Other researchers said that the news of the Boston patients was unfortunate, but not entirely unexpected, because they did not receive the same treatment as Brown.

Still, the result is very important for researchers seeking an HIV cure, says Steven Deeks, an HIV researcher and physician at the University of California, San Francisco. “The failure to cure these individuals will certainly influence the conduct of future clinical trials,” he says.

For instance, although the most powerful tests available indicated that the Boston patients were free of HIV after their transplants, it now seems that they were not. “It is now clear viral rebounds can happen at any time, even months after stopping therapy. People will have to followed very carefully for more prolonged periods than in the past,” Deeks says.

The Boston patients had received bone-marrow transplants to treat the blood cancer lymphoma—one underwent the procedure in 2008, the other in 2010. Both continued taking antiretroviral medications after the procedures. Eight months after each man’s transplant, researchers could detect no signs of HIV in his blood. This spring, both men elected to stop taking antiretroviral medications, and they both seemed to continue to remain free of HIV.

Their doctors, HIV specialists Timothy Henrich and Daniel Kuritzkes at Brigham and Women’s Hospital in Boston, announced at a meeting on July 3 that it was possible that the men had been cured.

But other researchers withheld judgement about whether the virus had been eliminated from the men’s bodies, given that the transplanted cells were not resistant to HIV infection.

Henrich and Kuritzkes thought that the men could have been cured by a phenomenon called graft-versus-host disease, a common complication of transplants, in which transplanted cells attack the body’s immune cells. The physicians speculated that this had eliminated all remaining HIV-infected cells.

When they made the announcement in July, Henrich and Kuritzkes said that it was too early to declare a cure, and only a month later, they were proved right. They detected HIV in one of the patients in August, 12 weeks after he had discontinued medication.

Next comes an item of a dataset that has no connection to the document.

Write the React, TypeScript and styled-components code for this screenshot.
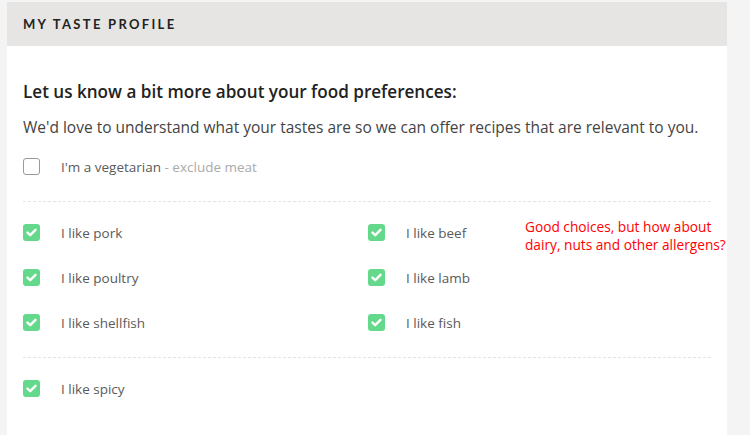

The second patient kept his HIV in check longer, but the virus rebounded in November, 32 weeks after he had stopped medication.

Both men are now taking antiretroviral medications and are in good health, Henrich said on Dec. 6 in a statement. He says that the virus must have been hiding out somewhere in the men’s bodies, which will raise the bar for researchers trying to cure patients of HIV.

“Through this research we have discovered the HIV reservoir is deeper and more persistent than previously known and that our current standards of probing for HIV may not be sufficient to inform us if long-term HIV remission is possible if antiretroviral therapy is stopped,” Henrich said.

Both he and Deeks credited the men who participated in the research. “It is important to recognize the heroic sacrifices made by the study participants,” Deeks said. “The knowledge learned from their participation will shape the cure research agenda for years.”